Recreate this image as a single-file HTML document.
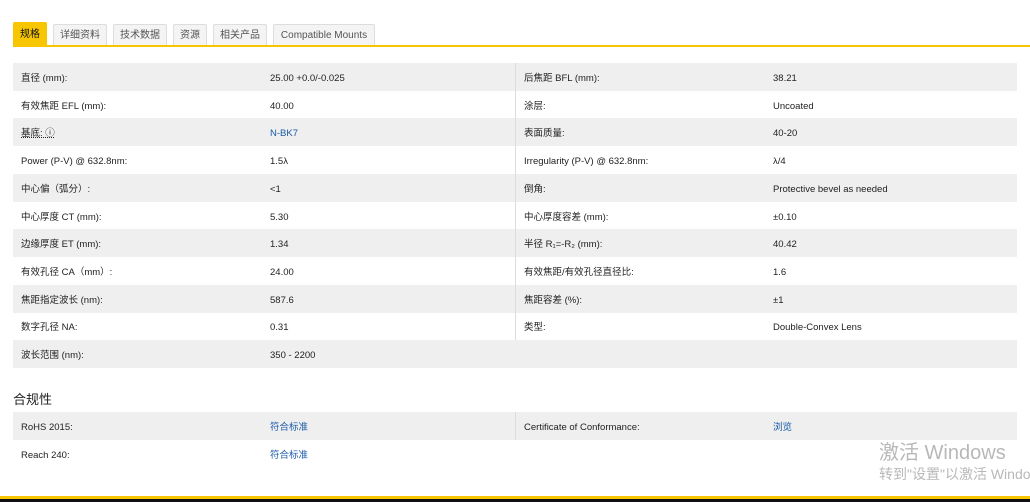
<!DOCTYPE html><html><head><meta charset="utf-8"><style>
*{margin:0;padding:0;box-sizing:border-box}
body{width:1030px;height:502px;background:#fff;position:relative;overflow:hidden;font-family:"Liberation Sans","Noto Sans CJK SC",sans-serif;font-size:9.5px;color:#222}
.tab{position:absolute;top:24px;height:22px;border:1px solid #ddd;border-bottom:none;background:#f4f4f4;color:#555;font-size:10px;line-height:22px;text-align:center;border-radius:2px 2px 0 0}
.tab.a{background:#f7c600;border-color:#f7c600;color:#111;top:22px;height:24px;line-height:24px}
.line{position:absolute;left:13px;right:0;top:45px;height:2px;background:#f7c600}
.row{position:absolute;left:13px;width:1004px;height:28px}
.g{background:#efefef}
.row span{position:absolute;top:2px;line-height:28px;white-space:nowrap}
.c1{left:8px}.c2{left:257px}.c3{left:511px}.c4{left:760px}
.dv{position:absolute;left:502px;top:0;width:1px;height:100%;background:#dcdcdc}
.lk{color:#1a5aa8}
</style></head><body>
<div class="tab a" style="left:13px;width:34px">规格</div>
<div class="tab" style="left:53px;width:54px">详细资料</div>
<div class="tab" style="left:113px;width:54px">技术数据</div>
<div class="tab" style="left:173px;width:34px">资源</div>
<div class="tab" style="left:213px;width:54px">相关产品</div>
<div class="tab" style="left:273px;width:102px">Compatible Mounts</div>
<div class="line"></div>

<div class="row g" style="top:63px"><div class="dv"></div><span class="c1">直径 (mm):</span><span class="c2">25.00 +0.0/-0.025</span><span class="c3">后焦距 BFL (mm):</span><span class="c4">38.21</span></div>
<div class="row" style="top:90.7px"><div class="dv"></div><span class="c1">有效焦距 EFL (mm):</span><span class="c2">40.00</span><span class="c3">涂层:</span><span class="c4">Uncoated</span></div>
<div class="row g" style="top:118.4px"><div class="dv"></div><span class="c1" style="text-decoration:underline dotted">基底: ⓘ</span><span class="c2 lk">N-BK7</span><span class="c3">表面质量:</span><span class="c4">40-20</span></div>
<div class="row" style="top:146.1px"><div class="dv"></div><span class="c1">Power (P-V) @ 632.8nm:</span><span class="c2">1.5λ</span><span class="c3">Irregularity (P-V) @ 632.8nm:</span><span class="c4">λ/4</span></div>
<div class="row g" style="top:173.8px"><div class="dv"></div><span class="c1">中心偏（弧分）:</span><span class="c2">&lt;1</span><span class="c3">倒角:</span><span class="c4">Protective bevel as needed</span></div>
<div class="row" style="top:201.5px"><div class="dv"></div><span class="c1">中心厚度 CT (mm):</span><span class="c2">5.30</span><span class="c3">中心厚度容差 (mm):</span><span class="c4">±0.10</span></div>
<div class="row g" style="top:229.2px"><div class="dv"></div><span class="c1">边缘厚度 ET (mm):</span><span class="c2">1.34</span><span class="c3">半径 R₁=-R₂ (mm):</span><span class="c4">40.42</span></div>
<div class="row" style="top:256.9px"><div class="dv"></div><span class="c1">有效孔径 CA（mm）:</span><span class="c2">24.00</span><span class="c3">有效焦距/有效孔径直径比:</span><span class="c4">1.6</span></div>
<div class="row g" style="top:284.6px"><div class="dv"></div><span class="c1">焦距指定波长 (nm):</span><span class="c2">587.6</span><span class="c3">焦距容差 (%):</span><span class="c4">±1</span></div>
<div class="row" style="top:312.3px"><div class="dv"></div><span class="c1">数字孔径 NA:</span><span class="c2">0.31</span><span class="c3">类型:</span><span class="c4">Double-Convex Lens</span></div>
<div class="row g" style="top:340px"><span class="c1">波长范围 (nm):</span><span class="c2">350 - 2200</span></div>

<div style="position:absolute;left:13px;top:389px;font-size:13px;color:#222">合规性</div>
<div class="row g" style="top:412px"><div class="dv"></div><span class="c1">RoHS 2015:</span><span class="c2 lk">符合标准</span><span class="c3">Certificate of Conformance:</span><span class="c4 lk">浏览</span></div>
<div class="row" style="top:440px"><span class="c1">Reach 240:</span><span class="c2 lk">符合标准</span></div>

<div style="position:absolute;left:879px;top:436px;font-size:20px;color:#b8b8b8;white-space:nowrap">激活 Windows</div>
<div style="position:absolute;left:879px;top:464px;font-size:14px;color:#b8b8b8;white-space:nowrap">转到"设置"以激活 Windows。</div>
<div style="position:absolute;left:0;top:496px;width:1030px;height:3px;background:#f7c600"></div>
<div style="position:absolute;left:0;top:499px;width:1030px;height:3px;background:#111"></div>
</body></html>
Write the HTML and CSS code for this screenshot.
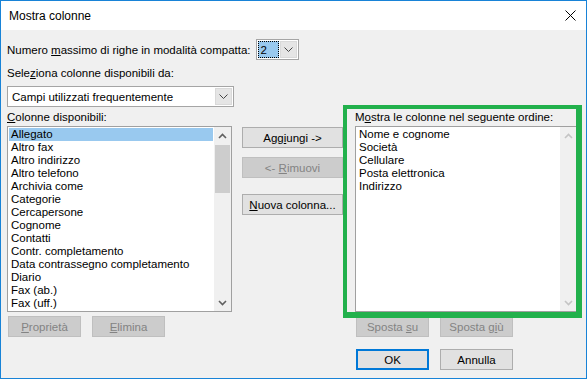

* **Task prompt**: What is needed is an exact reproduction of the data, pictures excluded.

* **Written solution**:
Recreate this image as a single-file HTML document.
<!DOCTYPE html><html><head><meta charset="utf-8"><style>
*{margin:0;padding:0;box-sizing:border-box}
body{width:1030px;height:502px;background:#fff;position:relative;overflow:hidden;font-family:"Liberation Sans","Noto Sans CJK SC",sans-serif;font-size:9.5px;color:#222}
.tab{position:absolute;top:24px;height:22px;border:1px solid #ddd;border-bottom:none;background:#f4f4f4;color:#555;font-size:10px;line-height:22px;text-align:center;border-radius:2px 2px 0 0}
.tab.a{background:#f7c600;border-color:#f7c600;color:#111;top:22px;height:24px;line-height:24px}
.line{position:absolute;left:13px;right:0;top:45px;height:2px;background:#f7c600}
.row{position:absolute;left:13px;width:1004px;height:28px}
.g{background:#efefef}
.row span{position:absolute;top:2px;line-height:28px;white-space:nowrap}
.c1{left:8px}.c2{left:257px}.c3{left:511px}.c4{left:760px}
.dv{position:absolute;left:502px;top:0;width:1px;height:100%;background:#dcdcdc}
.lk{color:#1a5aa8}
</style></head><body>
<div class="tab a" style="left:13px;width:34px">规格</div>
<div class="tab" style="left:53px;width:54px">详细资料</div>
<div class="tab" style="left:113px;width:54px">技术数据</div>
<div class="tab" style="left:173px;width:34px">资源</div>
<div class="tab" style="left:213px;width:54px">相关产品</div>
<div class="tab" style="left:273px;width:102px">Compatible Mounts</div>
<div class="line"></div>

<div class="row g" style="top:63px"><div class="dv"></div><span class="c1">直径 (mm):</span><span class="c2">25.00 +0.0/-0.025</span><span class="c3">后焦距 BFL (mm):</span><span class="c4">38.21</span></div>
<div class="row" style="top:90.7px"><div class="dv"></div><span class="c1">有效焦距 EFL (mm):</span><span class="c2">40.00</span><span class="c3">涂层:</span><span class="c4">Uncoated</span></div>
<div class="row g" style="top:118.4px"><div class="dv"></div><span class="c1" style="text-decoration:underline dotted">基底: ⓘ</span><span class="c2 lk">N-BK7</span><span class="c3">表面质量:</span><span class="c4">40-20</span></div>
<div class="row" style="top:146.1px"><div class="dv"></div><span class="c1">Power (P-V) @ 632.8nm:</span><span class="c2">1.5λ</span><span class="c3">Irregularity (P-V) @ 632.8nm:</span><span class="c4">λ/4</span></div>
<div class="row g" style="top:173.8px"><div class="dv"></div><span class="c1">中心偏（弧分）:</span><span class="c2">&lt;1</span><span class="c3">倒角:</span><span class="c4">Protective bevel as needed</span></div>
<div class="row" style="top:201.5px"><div class="dv"></div><span class="c1">中心厚度 CT (mm):</span><span class="c2">5.30</span><span class="c3">中心厚度容差 (mm):</span><span class="c4">±0.10</span></div>
<div class="row g" style="top:229.2px"><div class="dv"></div><span class="c1">边缘厚度 ET (mm):</span><span class="c2">1.34</span><span class="c3">半径 R₁=-R₂ (mm):</span><span class="c4">40.42</span></div>
<div class="row" style="top:256.9px"><div class="dv"></div><span class="c1">有效孔径 CA（mm）:</span><span class="c2">24.00</span><span class="c3">有效焦距/有效孔径直径比:</span><span class="c4">1.6</span></div>
<div class="row g" style="top:284.6px"><div class="dv"></div><span class="c1">焦距指定波长 (nm):</span><span class="c2">587.6</span><span class="c3">焦距容差 (%):</span><span class="c4">±1</span></div>
<div class="row" style="top:312.3px"><div class="dv"></div><span class="c1">数字孔径 NA:</span><span class="c2">0.31</span><span class="c3">类型:</span><span class="c4">Double-Convex Lens</span></div>
<div class="row g" style="top:340px"><span class="c1">波长范围 (nm):</span><span class="c2">350 - 2200</span></div>

<div style="position:absolute;left:13px;top:389px;font-size:13px;color:#222">合规性</div>
<div class="row g" style="top:412px"><div class="dv"></div><span class="c1">RoHS 2015:</span><span class="c2 lk">符合标准</span><span class="c3">Certificate of Conformance:</span><span class="c4 lk">浏览</span></div>
<div class="row" style="top:440px"><span class="c1">Reach 240:</span><span class="c2 lk">符合标准</span></div>

<div style="position:absolute;left:879px;top:436px;font-size:20px;color:#b8b8b8;white-space:nowrap">激活 Windows</div>
<div style="position:absolute;left:879px;top:464px;font-size:14px;color:#b8b8b8;white-space:nowrap">转到"设置"以激活 Windows。</div>
<div style="position:absolute;left:0;top:496px;width:1030px;height:3px;background:#f7c600"></div>
<div style="position:absolute;left:0;top:499px;width:1030px;height:3px;background:#111"></div>
</body></html>
Write the HTML and CSS code for this screenshot.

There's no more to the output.